À l’heure du « commons washing » sous toutes les latitudes, le mouvement des communs devrait tirer les leçons de ce passé récent et s’attacher à inscrire son alternative en complémentarité avec les autres « utopies réelles » alter-systémiques.

Épilogue :

La veille de la déclaration très attendue du président de la Generalitat Carles Puigdemont devant le parlement catalan, la maire de Barcelone Ada Colau s’est prononcée le 9 octobre sur la suite à donner au référendum du 1-O. Selon elle, « les résultats ouvrent la porte au dialogue sans conditions et à la médiation internationale et à avancer vers de nouveaux scénarios d’auto-gouvernement ». Cette proposition suit en toute continuité les prises de positions de Barcelona en Comù et de Catalunya en Comù qui , tout en se prononçant contre le référendum, avaient appelé à une mobilisation citoyenne le 1er Octobre sans donner aucune consigne de vote. La mairie avait mis à disposition des édifices publics pour le vote et créé des centres de secours et d’appui psychologique pendant les manifestations. Finalement, la mairie et Barcelona en Comù ont repris leurs activités avant même la déclaration du parlement du 10 octobre. Les nouvelles normes de participation citoyenne de la municipalité ont été votées le 6 octobre alors que La Comuna, l’école des Communs, tenait un colloque Municilab ouvert au public sur le thème « Droits, libertés, souverainetés » du 7 au 9 octobre ouvert par un débat entre Ada Colau ,Susan Georges et Yayo Herrero.

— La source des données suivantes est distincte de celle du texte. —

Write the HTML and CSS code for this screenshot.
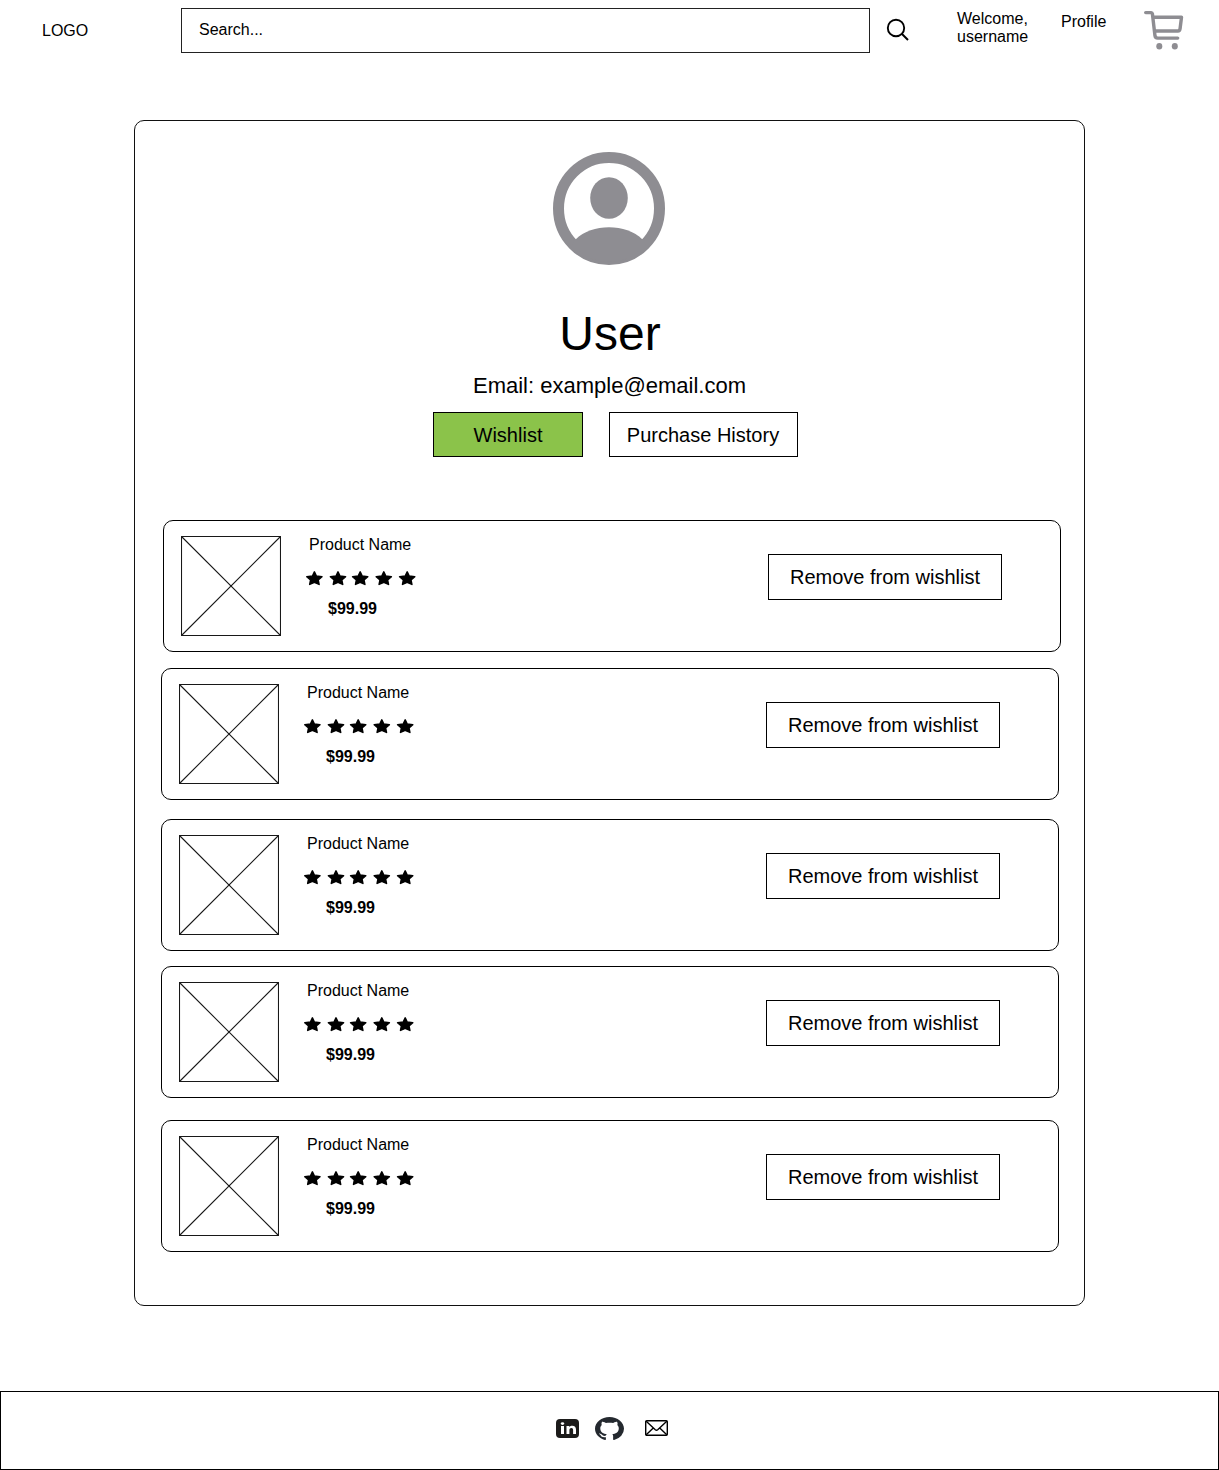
FILE: index.html
```html
<!DOCTYPE html>
<html lang="en">
<head>
<meta charset="utf-8">
<title>User profile</title>
<link rel="stylesheet" href="styles.css">
</head>
<body>
<svg class="defs" width="0" height="0">
  <defs>
    <path id="star" d="M8 .9 10 5.1 15.6 5.700 11.800 9 12.700 13.400 8 11.400 3.300 13.400 4.200 9 .4 5.700 6 5.100Z"/>
    <symbol id="stars" viewBox="0 0 110 16">
      <use href="#star" x=".4"/><use href="#star" x="24"/><use href="#star" x="46.2"/><use href="#star" x="69.8"/><use href="#star" x="93.2"/>
    </symbol>
    <symbol id="placeholder" viewBox="0 0 100 100">
      <path d="M.5.5h99v99H.5zM.5.5l99 99M99.5.5l-99 99"/>
    </symbol>
  </defs>
</svg>

<header class="header">
  <div class="logo">LOGO</div>
  <div class="search">Search...</div>
  <svg class="search-icon" width="24" height="24" viewBox="0 0 24 24"><circle cx="10" cy="10" r="8.2"/><path d="M16 16l6 6"/></svg>
  <div class="welcome">Welcome,<br>username</div>
  <a class="profile-link">Profile</a>
  <svg class="cart" width="42" height="40" viewBox="0 0 42 40">
    <path d="M2.700 2.600h5.500q1 0 1.200 1.200l2.500 21.500q.3 2.800 2.800 2.800h20M10.200 7.200h28.300L37.100 18.500q-.3 2.500-2.200 2.500H11.700"/>
    <ellipse cx="16.300" cy="36.200" rx="3" ry="3.200"/><ellipse cx="31.800" cy="36.200" rx="3" ry="3.200"/>
  </svg>
</header>

<main class="panel">
  <svg class="avatar" width="113" height="114" viewBox="0 0 113 114">
    <ellipse class="ring" cx="56" cy="56.500" rx="50.5" ry="51"/>
    <ellipse cx="56" cy="46" rx="18.8" ry="20.8"/>
    <path d="M22.5 87.500C31 79 43 75.200 56 75.200S81 79 89.500 87.500L93 92.500Q77 110 56 110T19 92.500Z"/>
  </svg>
  <h1 class="name">User</h1>
  <p class="email">Email: example@email.com</p>
  <nav class="tabs">
    <button class="tab tab-active">Wishlist</button>
    <button class="tab tab-history">Purchase History</button>
  </nav>

  <section class="wishlist">
    <article class="item item-first">
      <svg class="thumb"><use href="#placeholder"/></svg>
      <div class="details"><div class="product">Product Name</div><svg class="rating"><use href="#stars"/></svg><div class="price">$99.99</div></div>
      <button class="remove">Remove from wishlist</button>
    </article>
    <article class="item item-second">
      <svg class="thumb"><use href="#placeholder"/></svg>
      <div class="details"><div class="product">Product Name</div><svg class="rating"><use href="#stars"/></svg><div class="price">$99.99</div></div>
      <button class="remove">Remove from wishlist</button>
    </article>
    <article class="item item-third">
      <svg class="thumb"><use href="#placeholder"/></svg>
      <div class="details"><div class="product">Product Name</div><svg class="rating"><use href="#stars"/></svg><div class="price">$99.99</div></div>
      <button class="remove">Remove from wishlist</button>
    </article>
    <article class="item item-fourth">
      <svg class="thumb"><use href="#placeholder"/></svg>
      <div class="details"><div class="product">Product Name</div><svg class="rating"><use href="#stars"/></svg><div class="price">$99.99</div></div>
      <button class="remove">Remove from wishlist</button>
    </article>
    <article class="item">
      <svg class="thumb"><use href="#placeholder"/></svg>
      <div class="details"><div class="product">Product Name</div><svg class="rating"><use href="#stars"/></svg><div class="price">$99.99</div></div>
      <button class="remove">Remove from wishlist</button>
    </article>
  </section>
</main>

<footer class="footer">
  <svg class="linkedin" width="23" height="19" viewBox="0 0 23 19">
    <rect width="23" height="19" rx="4" fill="#1c1b1a"/>
    <g fill="#fff"><ellipse cx="6.500" cy="4.600" rx="1.700" ry="1.400"/><rect x="5" y="7" width="3" height="8"/><path d="M10.500 7h2.800v1.100c.7-.9 1.700-1.300 3-1.300 2.500 0 3.700 1.400 3.700 3.900V15h-2.900v-4c0-1.300-.5-2-1.700-2s-2 .8-2 2.100V15h-2.900z"/></g>
  </svg>
  <svg class="github" width="29" height="23" viewBox="0 0 16 15.600" preserveAspectRatio="none">
    <path fill="#24292f" d="M8 0C3.580 0 0 3.580 0 8c0 3.540 2.290 6.530 5.470 7.590.4.070.55-.17.55-.38 0-.19-.01-.82-.01-1.490-2.010.37-2.530-.49-2.690-.94-.09-.23-.48-.94-.82-1.130-.28-.15-.68-.52-.01-.53.63-.01 1.080.58 1.230.82.72 1.210 1.870.87 2.330.66.070-.52.28-.87.51-1.070-1.780-.2-3.640-.89-3.640-3.950 0-.87.31-1.590.82-2.150-.08-.2-.36-1.020.08-2.120 0 0 .67-.21 2.200.82.64-.18 1.320-.27 2-.27s1.360.09 2 .27c1.530-1.040 2.200-.82 2.200-.82.44 1.100.16 1.920.08 2.120.51.56.82 1.270.82 2.150 0 3.070-1.870 3.750-3.650 3.950.29.25.54.73.54 1.480 0 1.070-.01 1.930-.01 2.200 0 .21.15.46.55.38A8.010 8.010 0 0 0 16 8c0-4.420-3.580-8-8-8z"/>
  </svg>
  <svg class="mail" width="23" height="16" viewBox="0 0 23 16">
    <rect x=".7" y=".7" width="21.600" height="14.600" rx="1"/><path d="M1.200 1.200 10.300 9.700q1.200 1 2.400 0L21.800 1.200M1.200 14.800 8.300 8M21.800 14.800 14.700 8"/>
  </svg>
</footer>
</body>
</html>
```
FILE: styles.css
```css
* { box-sizing: border-box; }

body {
  margin: 0;
  background: #fff;
  color: #000;
  font: 16px/18px "Liberation Sans", Arial, sans-serif;
}

svg { display: block; flex: none; }
.defs { height: 0; }

button {
  background: #fff;
  border: 1px solid #000;
  border-radius: 0;
  padding: 0;
  color: #000;
  font: 20px/23px "Liberation Sans", Arial, sans-serif;
}

.header {
  display: flex;
  align-items: flex-start;
  height: 120px;
  padding: 8px 0 0 42px;
}
.logo { width: 139px; padding-top: 14px; }
.search {
  width: 689px;
  height: 45px;
  padding: 12px 17px;
  border: 1px solid #222;
}
.search-icon {
  margin: 10px 0 0 16px;
  fill: none;
  stroke: #000;
  stroke-width: 1.9;
}
.welcome { width: 104px; margin: 2px 0 0 47px; }
.profile-link { width: 82px; margin-top: 5px; }
.cart {
  margin-top: 2px;
  fill: none;
  stroke: #8e8d92;
  stroke-width: 3.4;
  stroke-linecap: round;
  stroke-linejoin: round;
}
.cart ellipse { fill: #8e8d92; stroke: none; }

.panel {
  width: 951px;
  height: 1186px;
  margin: 0 auto;
  padding-top: 31px;
  border: 1px solid #111;
  border-radius: 10px;
}
.avatar { margin: 0 auto; fill: #8e8d92; }
.avatar .ring { fill: none; stroke: #8e8d92; stroke-width: 11; }
.name {
  margin: 41px 0 0;
  padding-left: 1px;
  font-size: 48px;
  font-weight: 400;
  line-height: 54px;
  text-align: center;
}
.email {
  margin: 12px 0 0;
  font-size: 22px;
  line-height: 26px;
  text-align: center;
}
.tabs { display: flex; gap: 26px; margin: 13px 0 0 298px; }
.tab { width: 150px; height: 45px; padding-top: 2px; }
.tab-active { background: #8bc34a; }
.tab-history { width: 189px; padding-right: 1px; }

.wishlist { margin: 63px 0 0 26px; }
.item {
  display: flex;
  align-items: flex-start;
  width: 898px;
  height: 132px;
  padding: 15px 17px;
  border: 1px solid #000;
  border-radius: 10px;
}
.item-first { margin: 0 0 16px 2px; }
.item-second { margin-bottom: 19px; }
.item-third { margin-bottom: 15px; }
.item-fourth { margin-bottom: 22px; }
.thumb {
  width: 100px;
  height: 100px;
  fill: none;
  stroke: #181818;
  stroke-width: 1.1;
}
.details { width: 463px; padding-left: 25px; }
.product { margin-left: 3px; }
.rating {
  width: 110px;
  height: 16px;
  margin-top: 17px;
  stroke: #000;
  stroke-width: 1.5;
  stroke-linejoin: round;
}
.price { margin: 13px 0 0 22px; font-weight: 700; }
.remove { width: 234px; height: 46px; margin: 18px 0 0 24px; }

.footer {
  display: flex;
  align-items: flex-start;
  height: 79px;
  margin-top: 85px;
  padding: 25px 0 0 555px;
  border: 1px solid #000;
}
.linkedin { margin-top: 2px; }
.github { margin-left: 16px; }
.mail { margin: 3px 0 0 21px; fill: none; stroke: #000; stroke-width: 1.4; }
```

Cataunya en Comù de son côté continue ses rencontres publiques en appelant le 17 octobre à un débat sur le thème « Erradiquons la pauvreté, construisons en commun une Catalogne plus égalitaire ». La convocation commence par la phrase « La Catalogne est l’un des pays où les inégalités ont augmenté le plus ces dernières années ». Autrement dit, on met la souveraineté au pluriel et on n’oublie pas de s’attaquer aux autres questions du jour.